One of the more remarkable traits of the yuzu tree is that it is very frost hardy. It can withstand cooler temperatures than many other citrus fruits, thriving in USDA zones nine to 11 and sometimes even further north, under the right conditions. The trees also tend to be relatively small, but they produce a high volume of the aromatic fruit when they are well cared for.
This citrus cultivar is more formally known as Citrus junos. It is believed to be a cross between sour mandarins and the ichang papeda, a type of lemon. The fruits appear to have arisen in China, where they were cultivated for some time before being introduced to Japan and Korea. In all of these nations, it is possible to find wild trees, as well as yuzu plantations, and the Japanese have developed a specifically ornamental cultivar that produces beautiful and aromatic flowers.
There are a number of uses for yuzu in Asian cuisine. The sour juice is often used in sauces, such as the Japanese dipping sauce ponzu. The juice is also used in cakes and desserts, along with the rind, which may sometimes be candied. The Koreans sometimes make a version of marmalade with yuzu, and a variety of other jams, jellies, preserves, and spreads are made from the tart, extremely aromatic fruit. The fruit is also treated to extract its essential oil, which is mixed in with bath products and scented candles.

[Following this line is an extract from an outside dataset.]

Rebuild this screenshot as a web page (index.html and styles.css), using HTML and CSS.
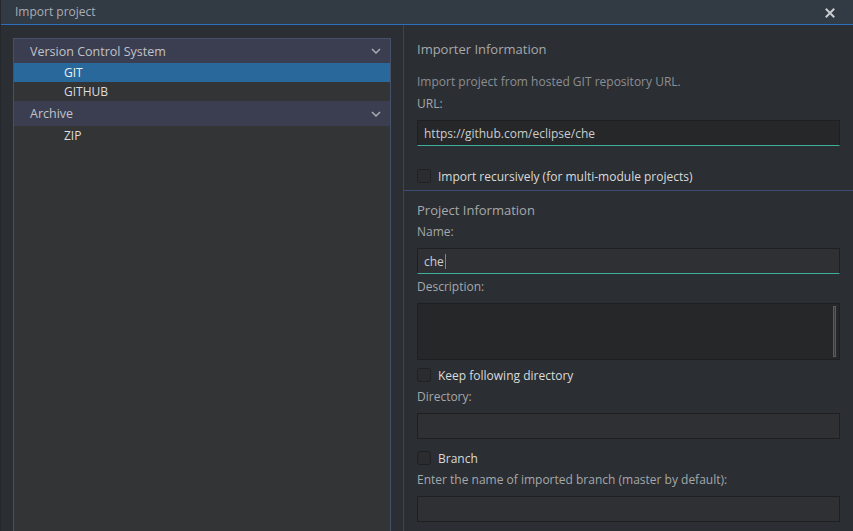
FILE: index.html
```html
<!DOCTYPE html>
<html>
<head>
<meta charset="utf-8">
<link rel="stylesheet" href="styles.css">
</head>
<body>
<div class="dialog">
  <div class="titlebar">
    <span class="title">Import project</span>
    <svg class="close" width="10" height="10" viewBox="0 0 10 10"><path d="M1.5 1.5 L8.5 8.5 M8.5 1.5 L1.5 8.5" stroke="#c9cbce" stroke-width="2" stroke-linecap="square"/></svg>
  </div>
  <div class="body">
    <div class="left">
      <div class="list">
        <div class="cat"><span>Version Control System</span><svg class="chev" width="10" height="6" viewBox="0 0 10 6"><path d="M1 1 L5 5 L9 1" fill="none" stroke="#a8abb2" stroke-width="1.5"/></svg></div>
        <div class="item selected">GIT</div>
        <div class="item">GITHUB</div>
        <div class="cat cat2"><span>Archive</span><svg class="chev" width="10" height="6" viewBox="0 0 10 6"><path d="M1 1 L5 5 L9 1" fill="none" stroke="#a8abb2" stroke-width="1.5"/></svg></div>
        <div class="item">ZIP</div>
      </div>
    </div>
    <div class="right">
      <div class="section sec1">
        <div class="heading">Importer Information</div>
        <div class="desc">Import project from hosted GIT repository URL.</div>
        <div class="label">URL:</div>
        <div class="input url-input">https://github.com/eclipse/che</div>
        <div class="check check-rec"><span class="box"></span><span class="check-text">Import recursively (for multi-module projects)</span></div>
      </div>
      <div class="section sec2">
        <div class="heading">Project Information</div>
        <div class="label">Name:</div>
        <div class="input name-input">che<span class="caret"></span></div>
        <div class="label label-after">Description:</div>
        <div class="textarea"><span class="scroll"></span></div>
        <div class="check check-keep"><span class="box"></span><span class="check-text">Keep following directory</span></div>
        <div class="label label-after">Directory:</div>
        <div class="input plain-input"></div>
        <div class="check check-branch"><span class="box"></span><span class="check-text">Branch</span></div>
        <div class="label label-after">Enter the name of imported branch (master by default):</div>
        <div class="input plain-input"></div>
      </div>
    </div>
  </div>
</div>
</body>
</html>
```

FILE: styles.css
```css
* { box-sizing: border-box; }
html, body {
  margin: 0;
  padding: 0;
  width: 853px;
  height: 531px;
  overflow: hidden;
  background: #2b2e32;
  font-family: "Open Sans", "Liberation Sans", sans-serif;
  font-size: 12px;
}
.dialog {
  width: 853px;
  height: 531px;
  display: flex;
  flex-direction: column;
  border-left: 1px solid #24282c;
}
.titlebar {
  height: 25px;
  flex: none;
  background: #323a44;
  border-bottom: 1px solid #2c6fbd;
  display: flex;
  align-items: center;
  justify-content: space-between;
  padding: 0 18px 0 14px;
}
.title {
  color: #a9aeb4;
  font-size: 12px;
  line-height: 24px;
}
.close { display: block; margin-top: 1px; }
.body {
  flex: 1;
  display: flex;
  min-height: 0;
}
.left {
  width: 402px;
  flex: none;
  padding: 13px 12px 0 12px;
  display: flex;
}
.list {
  flex: 1;
  background: #333436;
  border: 1px solid #465068;
  border-bottom: none;
}
.cat {
  height: 24px;
  background: #3b3e51;
  color: #c0c2c7;
  display: flex;
  align-items: center;
  justify-content: space-between;
  padding: 0 9px 0 16px;
  font-size: 12.5px;
}
.cat2 { height: 25px; }
.chev { display: block; }
.item {
  height: 19px;
  line-height: 19px;
  padding-left: 50px;
  color: #dcdddf;
}
.item.selected {
  background: #29689b;
  color: #eef0f2;
}
.right {
  flex: 1;
  border-left: 1px solid #3b4556;
  display: flex;
  flex-direction: column;
}
.section {
  padding: 0 13px;
}
.sec1 {
  padding-top: 15px;
  padding-bottom: 5px;
  border-bottom: 1px solid #3c4d74;
}
.sec2 {
  padding-top: 10px;
}
.heading {
  line-height: 18px;
  font-size: 13px;
  font-weight: 500;
  color: #a6a9ac;
}
.desc {
  margin-top: 15px;
  line-height: 18px;
  color: #8b8f94;
}
.label {
  margin-top: 4px;
  line-height: 18px;
  color: #a5a8ab;
}
.input {
  margin-top: 7px;
  height: 26px;
  border: 1px solid #1d1f21;
  background: #2f3033;
  color: #cbcdcf;
  padding-left: 6px;
  line-height: 23px;
  display: flex;
  align-items: center;
}
.url-input {
  background: #252729;
  border-bottom: 1px solid #3cb09c;
}
.name-input {
  border-bottom: 1px solid #3cb09c;
}
.caret {
  display: inline-block;
  width: 1px;
  height: 15px;
  background: #4f8fe0;
  margin-left: 1px;
}
.textarea {
  margin-top: 7px;
  height: 57px;
  border: 1px solid #1d1f21;
  background: #262729;
  display: flex;
  justify-content: flex-end;
  padding: 2px 3px 2px 0;
}
.scroll {
  width: 3px;
  height: 51px;
  border: 1px solid #5a5c60;
  background: #3a3c3f;
}
.check {
  display: flex;
  align-items: center;
  height: 18px;
}
.check-rec { margin-top: 21px; }
.check-keep { margin-top: 6px; }
.check-branch { margin-top: 10px; }
.box {
  width: 14px;
  height: 14px;
  border-radius: 3px;
  background: #2a2c2f;
  border: 1px solid #1e2022;
  flex: none;
}
.check-text {
  margin-left: 7px;
  color: #dadbdc;
  font-weight: 500;
}
.label-after { margin-top: 4px; }
```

The color of a yuzu can vary from yellow to green when ripe, and the fruits typically are around tangerine sized, with very irregular, knobbly surfaces. A special variety known as lion yuzu has especially knobbly skin. If you are in a region where fresh fruit is available, look for specimens without soft spots, but do not be too concerned about discoloration and uneven skin, as these traits are normal. In an area where it is not available fresh, you may be able to purchase juice or powdered forms; if nothing is available, go for a sour grapefruit, which is probably the closest common flavor approximation.